AI Receptionist vs. Human Receptionist: What Trade Owners Actually Need to Know
This is a real question that deserves a real answer — not a marketing pitch. Let's go through both options honestly.
What a human receptionist actually costs
A part-time receptionist (20 hours/week) in most U.S. markets runs $18–22/hour. Add employer payroll taxes, workers' comp, and benefits contributions and the real cost is closer to $22–28/hour.
At 20 hours/week, that's $1,760–$2,240/month. For a full-time hire, you're looking at $3,200–$4,000/month all-in.
That's the base cost. It doesn't include:
A human receptionist is a real employee. With all the overhead that implies.
What a human receptionist does well
Let's be honest: humans are better at some things.
Complex problem-solving. When a caller has an unusual situation — a warranty dispute, a callback complaint, a negotiation — a good human receptionist handles nuance that AI still struggles with.
Relationship building. A long-tenured receptionist who knows your regulars by name is a real asset. "Oh hi, Mrs. Thompson, I'll get that on the schedule for you" is something AI doesn't replicate well yet.
Judgment on the fly. If a caller says something unusual or alarming, a human can make a real-time judgment call that AI might miss.
For businesses doing $2M+ in revenue with a team of 10+ and a lot of complex, relationship-heavy client interactions, a human receptionist may be worth the cost.
What AI does better for most trade contractors
For the typical home service business — 1-10 employees, high call volume, standard service types — AI outperforms human receptionists in most of what matters.
Coverage. A human receptionist works 9–5, weekdays. Your calls come in at 7am, 9pm, Saturday afternoon, and Sunday morning. AI answers all of them.
Consistency. A human receptionist has good days and bad days. AI is identical on call 1 and call 1,000. Every caller gets the same professional, accurate response.
Speed. AI answers on the second ring, every time. A human receptionist at a busy shop can only handle one call at a time — the second caller gets hold music or voicemail.
Cost. $149–249/month vs. $1,760–$4,000+/month. For the same outcome on 90% of calls.
Booking capability. A good AI system integrated with your calendar books appointments in real time, not "I'll have someone call you back to schedule." This is the most important difference.

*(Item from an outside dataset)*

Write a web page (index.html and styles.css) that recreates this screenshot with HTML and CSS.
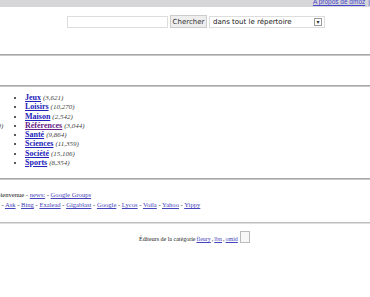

The honest limitations of AI
We'd be doing you a disservice if we pretended AI is perfect. It's not.
Complex complaints: A caller who's angry about a previous job needs human empathy and authority to resolve. AI can de-escalate and take information, but the resolution needs a human.

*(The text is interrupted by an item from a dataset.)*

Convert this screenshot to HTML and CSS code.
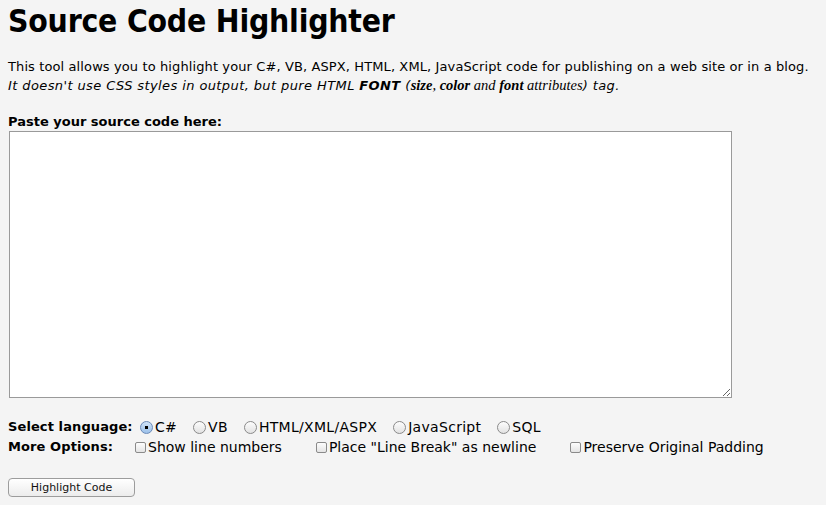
FILE: index.html
```html
<!DOCTYPE html>
<html>
<head>
<meta charset="utf-8">
<link rel="stylesheet" href="styles.css">
</head>
<body>
<h1 class="title">Source Code Highlighter</h1>
<p class="intro">This tool allows you to highlight your C#, VB, ASPX, HTML, XML, JavaScript code for publishing on a web site or in a blog.<br>
<i class="note">It doesn't use CSS styles in output, but pure HTML <b>FONT</b> (<span class="serif"><b>size</b>, <b>color</b> and <b>font</b> attributes</span>) tag.</i></p>
<div class="label">Paste your source code here:</div>
<textarea class="code"></textarea>
<div class="opts">
  <div class="optlabel">Select language:</div>
  <div class="optrow langs">
    <label class="opt"><input type="radio" name="lang" class="radio" checked>C#</label>
    <label class="opt"><input type="radio" name="lang" class="radio">VB</label>
    <label class="opt"><input type="radio" name="lang" class="radio">HTML/XML/ASPX</label>
    <label class="opt"><input type="radio" name="lang" class="radio">JavaScript</label>
    <label class="opt"><input type="radio" name="lang" class="radio">SQL</label>
  </div>
  <div class="optlabel">More Options:</div>
  <div class="optrow checks">
    <label class="opt"><input type="checkbox" class="check">Show line numbers</label>
    <label class="opt"><input type="checkbox" class="check">Place "Line Break" as newline</label>
    <label class="opt"><input type="checkbox" class="check">Preserve Original Padding</label>
  </div>
</div>
<button class="btn">Highlight Code</button>
</body>
</html>
```
FILE: styles.css
```css
html, body { margin: 0; padding: 0; }
body {
  background: #f4f4f4;
  color: #000;
  font-family: "DejaVu Sans", sans-serif;
  font-size: 13px;
  padding: 0 8px;
}
.title {
  font-family: "DejaVu Sans Condensed", "DejaVu Sans", sans-serif;
  font-size: 31.6px;
  font-weight: bold;
  margin: 0;
  padding-top: 3px;
  line-height: 36px;
  letter-spacing: -0.2px;
}
.intro {
  margin: 19px 0 0 0;
  line-height: 18px;
  letter-spacing: 0.11px;
}
.note { letter-spacing: 0.4px; }
.serif {
  font-family: "Liberation Serif", serif;
  font-size: 14.5px;
  letter-spacing: 0;
}
.label {
  font-weight: bold;
  margin-top: 19px;
  line-height: 16px;
}
.code {
  display: block;
  box-sizing: border-box;
  width: 723px;
  height: 267px;
  margin: 1px 0 0 1px;
  border: 1px solid #9a9a9a;
  background: #fff;
  resize: both;
}
.opts {
  display: grid;
  grid-template-columns: 127px auto;
  margin-top: 19px;
  line-height: 20px;
}
.optlabel { font-weight: bold; letter-spacing: 0.1px; }
.optrow { display: flex; align-items: center; font-size: 14px; }
.opt { display: flex; align-items: center; }
.langs { letter-spacing: 0.3px; }
.langs .opt { margin-right: 16px; }
.langs .opt:first-child { margin-left: 5px; }
.checks .opt { margin-right: 34px; }
.radio {
  appearance: none;
  width: 13px;
  height: 13px;
  margin: 0 2px 0 0;
  border: 1px solid #8a8a8a;
  border-radius: 50%;
  background: linear-gradient(#fdfdfd, #e2e2e2);
  box-sizing: border-box;
}
.radio:checked {
  border-color: #6a8ab8;
  background: radial-gradient(circle, #000 0 1.6px, transparent 2px), linear-gradient(#cfe2f7, #9cc1ea);
}
.check {
  appearance: none;
  width: 11px;
  height: 11px;
  margin: 1px 2px 0 0;
  border: 1px solid #8a8a8a;
  border-radius: 2px;
  background: linear-gradient(#fdfdfd, #e4e4e4);
  box-sizing: border-box;
}
.btn {
  display: block;
  margin-top: 21px;
  width: 127px;
  height: 19px;
  font-family: "DejaVu Sans", sans-serif;
  font-size: 11px;
  color: #111;
  border: 1px solid #9c9c9c;
  border-radius: 4px;
  background: linear-gradient(#ffffff, #ececec);
  padding: 0;
}
```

Highly variable scoping: Some jobs (custom work, unusual installs, insurance claims) require judgment to scope properly. AI can gather information but shouldn't quote complex jobs.
Elderly or confused callers: Some customers need patience and flexibility that AI handles inconsistently. For businesses with a lot of senior customers, this matters.
It's not a replacement for sales. For high-value inbound sales calls (commercial contracts, fleet service agreements), a human closer is still more effective.
What the hybrid looks like in practice
Most IronRing clients don't think of this as AI vs. human. They think of it as: AI handles 85–90% of calls automatically. The remaining 10–15% get flagged for a human callback.
You're not replacing your judgment. You're replacing the routine intake, scheduling, and information-gathering that didn't need your judgment in the first place.
The $800/month you'd spend on a part-time receptionist who can only work 20 hours a week goes further as $199/month for 24/7 AI coverage plus using the remaining $600 to invest in higher-value things.
The bottom line
If you're a solo operator or small shop under $1M in revenue: AI wins. The economics aren't close, the coverage is better, and the booking automation pays for itself in weeks.
If you're a mid-sized operation with complex client relationships and a real team: consider AI for after-hours and overflow, human for in-office client interaction.
If you're large enough to justify a full-time receptionist: you probably need both. AI handles volume; your human handles relationships.
The question isn't which is better in the abstract. It's which one solves the specific problem you have — which for most trade contractors is: my phone rings and I can't answer it.
That's an AI problem. And the math is straightforward.